TIKLAYIN - Marmara'da müsilajdan denizin altı bile görünmüyor
İktidarın ise buradan bir “başarı öyküsü” çıkaracağını belirterek hükümetin müsilaj konusundaki politikalarını şu sözlerle değerlendirdi
“Zirve yapıldı, ardından bir bildirge yayınlandı, eylem planı yapıldı ve hepsinde akademik, bilimsel yaklaşımlardan söz edildi. Sorunun öngörüsü yüksek planlamalarla çözüme kavuşturulabileceği gibi güzel cümleler söylendi. Fakat bu metnin iki paragraf altında diyor ki ‘müsilaj konusu maalesef öngörülmesi çok zor bir olgudur’.
“Bunu dediği zaman zaten bütün bilimi reddetmiş oluyor. Bilim çevrelerinin, kuruluşların hatta doğanın kendi ağzından verdiği uyarıları görmüyorsunuz diyelim, her gün milyonlarca metreküp atık su atıp kirlilik vermenin geri dönüşü olacağının öngörü de mi yoktu yani? Yani sen bu sonucu öngöremiyorsun ben bunun çözümünü de beklemem.
TIKLAYIN - "Plan sözde kalırsa Marmara'yı daha kötü senaryolar bekliyor"

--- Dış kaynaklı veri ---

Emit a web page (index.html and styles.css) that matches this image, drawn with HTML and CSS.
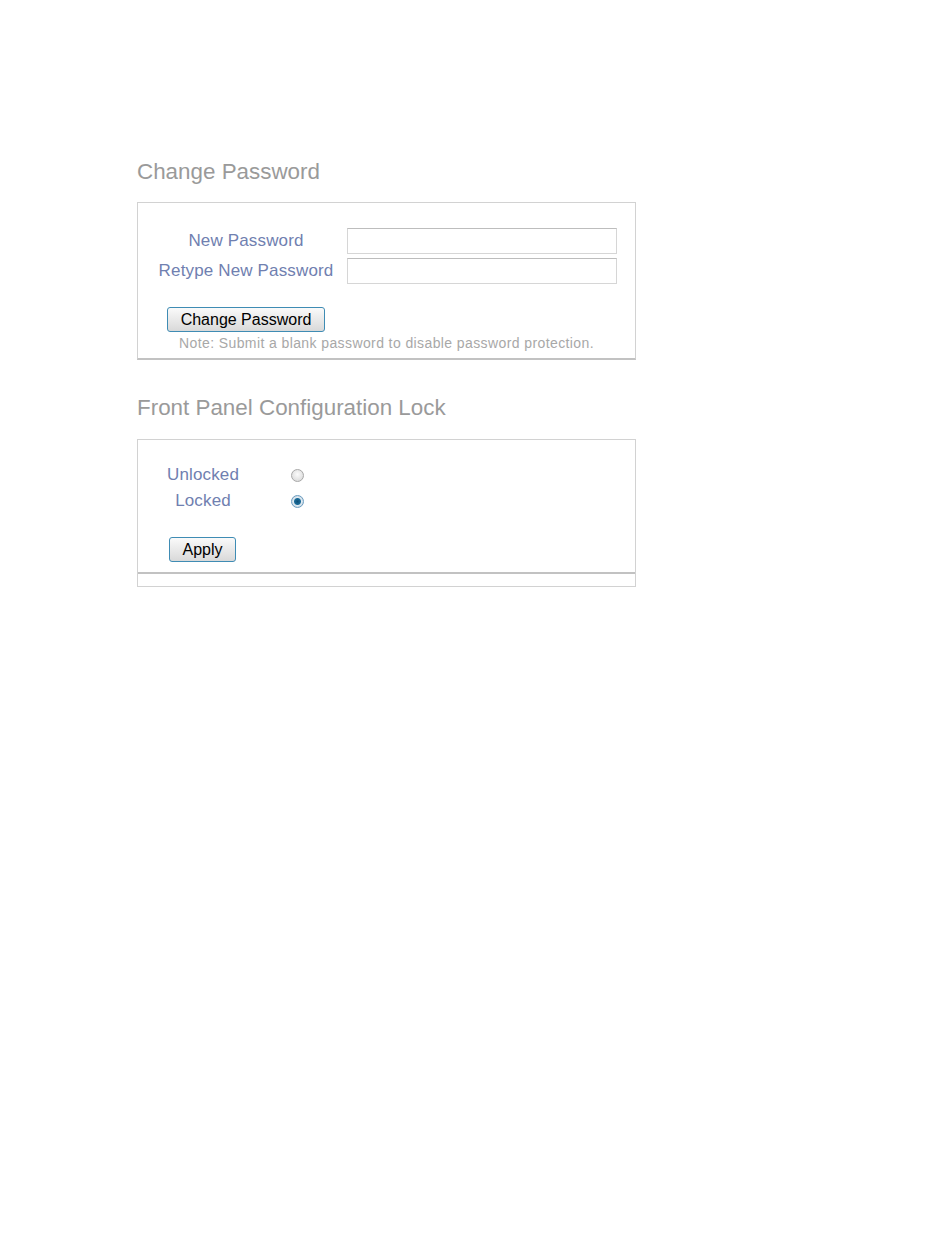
FILE: index.html
```html
<!DOCTYPE html>
<html lang="en">
<head>
    <meta charset="UTF-8">
    <title>Device Settings</title>
    <link rel="stylesheet" href="styles.css">
</head>
<body>
    <div class="page">
        <h2 class="section-title first">Change Password</h2>
        <form class="panel panel-password" id="passwordForm">
            <div class="form-grid">
                <label for="newPass">New Password</label>
                <input type="password" id="newPass" name="newPass">

                <label for="retypePass">Retype New Password</label>
                <input type="password" id="retypePass" name="retypePass">
            </div>
            <button type="submit" class="btn btn-change">Change Password</button>
            <p class="note">Note: Submit a blank password to disable password protection.</p>
        </form>

        <h2 class="section-title">Front Panel Configuration Lock</h2>
        <form class="panel panel-lock" id="lockForm">
            <div class="panel-body">
                <div class="radio-grid">
                    <label for="unlocked">Unlocked</label>
                    <input type="radio" id="unlocked" name="lock" value="0">

                    <label for="locked">Locked</label>
                    <input type="radio" id="locked" name="lock" value="1" checked>
                </div>
                <button type="submit" class="btn btn-apply">Apply</button>
            </div>
            <div class="panel-foot"></div>
        </form>
    </div>
</body>
</html>
```

FILE: styles.css
```css
body {
    margin: 0;
    font-family: 'Liberation Sans', Arial, sans-serif;
    background: #fff;
}

.page {
    width: 499px;
    padding: 159px 0 0 137px;
}

.section-title {
    margin: 35px 0 18px;
    font-size: 22.4px;
    line-height: 26px;
    font-weight: normal;
    color: #9a9a9a;
}

.section-title.first {
    margin-top: 0;
    margin-bottom: 17px;
}

.panel {
    margin: 0;
    border: 1px solid #d2d2d2;
}

.panel-password {
    padding: 25px 13px 7px;
    border-bottom: 2px solid #c2c2c2;
}

.form-grid {
    display: grid;
    grid-template-columns: 190px 270px;
    column-gap: 6px;
    row-gap: 4px;
    align-items: center;
}

.form-grid label,
.radio-grid label {
    font-size: 17px;
    letter-spacing: 0.15px;
    color: #7080b0;
    text-align: center;
}

.form-grid input {
    width: 270px;
    height: 26px;
    margin: 0;
    box-sizing: border-box;
    border: 1px solid #d6d6d6;
    border-top-color: #bdbdbd;
    background: #fff;
}

.btn {
    display: block;
    height: 25px;
    padding: 0;
    font-family: 'Liberation Sans', Arial, sans-serif;
    font-size: 16px;
    color: #000;
    border: 1px solid #3f8cb4;
    border-radius: 3px;
    background: linear-gradient(#fafafa, #d9d9d9);
    cursor: pointer;
}

.btn-change {
    width: 158px;
    margin: 23px 0 0 16px;
}

.note {
    margin: 3px 0 0;
    font-size: 14px;
    line-height: 16px;
    letter-spacing: 0.4px;
    color: #a8a8a8;
    text-align: center;
}

.panel-body {
    padding: 22px 13px 10px;
    border-bottom: 2px solid #c2c2c2;
}

.radio-grid {
    display: grid;
    grid-template-columns: 104px 13px;
    grid-auto-rows: 26px;
    column-gap: 36px;
    align-items: center;
}

.radio-grid input {
    appearance: none;
    width: 13px;
    height: 13px;
    margin: 0;
    border: 1px solid #a8a8a8;
    border-radius: 50%;
    background: radial-gradient(circle at 50% 40%, #fbfbfb, #d4d4d4);
}

.radio-grid input:checked {
    border-color: #6a9cc0;
    background: radial-gradient(circle, #0d4f78 0, #1b6c99 3px, #dfeaf2 4px, #c9d6e0 6px);
}

.btn-apply {
    width: 67px;
    margin: 23px 0 0 18px;
}

.panel-foot {
    height: 12px;
}
```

“Kirletenler var, çözüm üretenler yok”
“Bilim kurulu oluşturuldu, siyasi iradenin temsilcileri var, bir iki tane STK var, ‘bilim insanları’ var, kirletenler olarak sermayenin temsilcileri var ama kirletmeye çözüm üretmesi beklenen Çevre Mühendisleri Odası yok.
“Dolayısıyla bunlara iyi niyetli, çözüm odaklı, temizlik maksatlı gayretler olarak bakmamız mümkün değildir. Bunlar siyasi vitrindir, algı üretmeye yönelik çalışmalardır, gayriciddidir, bilimsel ve akademik değildir.”